The Bobby Orr Trophy (Why not?)

  1. Temporary Username
    I've long wondered why the NHL doesn't have a unique award for the defenseman who scores the most points in a season.

    • Honors the best offensive defender in the league. A perfect corollary to the Selke Award, which honors the best defensive foward.
    • Unlike the Selke, it's not a subjective award. He who gets the most points wins.
    • There's precedent for creating new awards. The Rocket Richard was introduced in 1999. The trophy was donated by the Montreal Canadiens to the NHL. Are you listening, Boston?
    • There are already three awards almost exclusively for forwards: The Art Ross, Rocket Richard, and Selke. Yes, it is technically possible for a defenseman to win the Art Ross or the Rocket Richard. But that has only happened twice in NHL history, both times by Bobby Orr.
    • Perhaps more importantly, it would reestablish the Norris Trophy as the award for the best all around defender. That's not to say that offensive defenders would be shut out from Norris voting, but that voters wouldn't feel as thought they must vote for the points leader. The greatest of defensemen will win both... as well they should.
    • It's fun!
    • Those rare occasions where a d-man plays a significant number of games at forward. This could be mitigated by a simple stipulation that requires a player to start a certain percentage (80?) of the season's games on defense.
    • It's a stretch, but one could argue that certain defensemen would neglect defensive assignments in pursuit of the award. It's a stretch, and one could say the same for any forward in the Art Ross/Rocket Richard race, but I thought I'd mention it anyways.
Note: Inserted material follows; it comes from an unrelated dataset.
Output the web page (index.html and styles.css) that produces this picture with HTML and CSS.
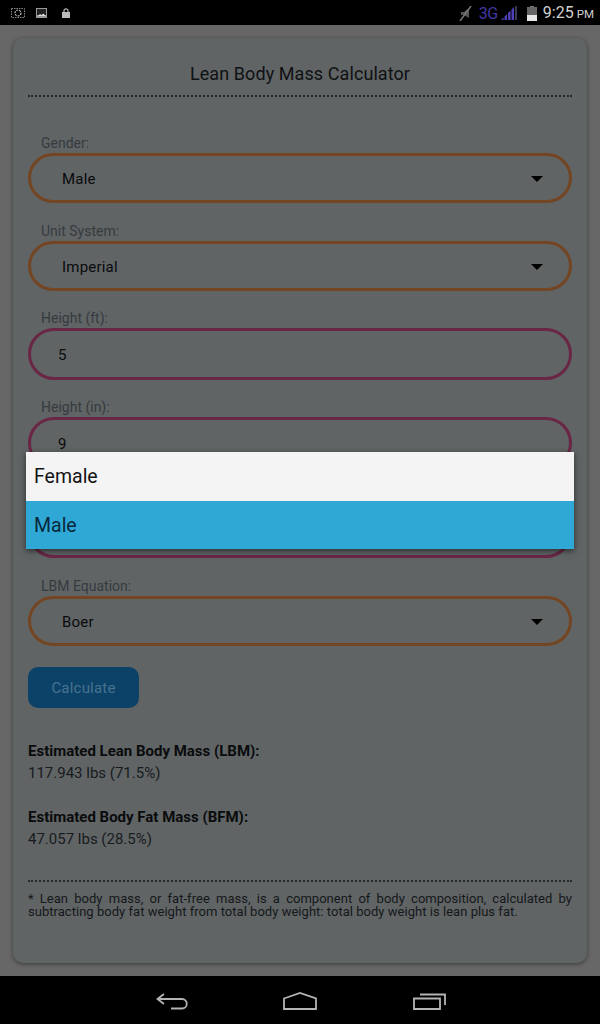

It's not a serious concern.
    • It's fun! (may trigger a histamine response at NHL Head Office).

    My hope would be that if popular, a hockey writer might publish a column with this suggestion, and perhaps it will gain momentum. In particular, it would be apt for the Boston Bruins to donate the 'Bobby Orr Trophy' to the NHL. It's long past time for the NHL to acknowledge the offensive production of defensemen in their own category. Let's get on this, people.

    Share This Article

  1. This site uses cookies to help personalise content, tailor your experience and to keep you logged in if you register.
    By continuing to use this site, you are consenting to our use of cookies.
    Dismiss Notice
monitoring_string = "358c248ada348a047a4b9bb27a146148"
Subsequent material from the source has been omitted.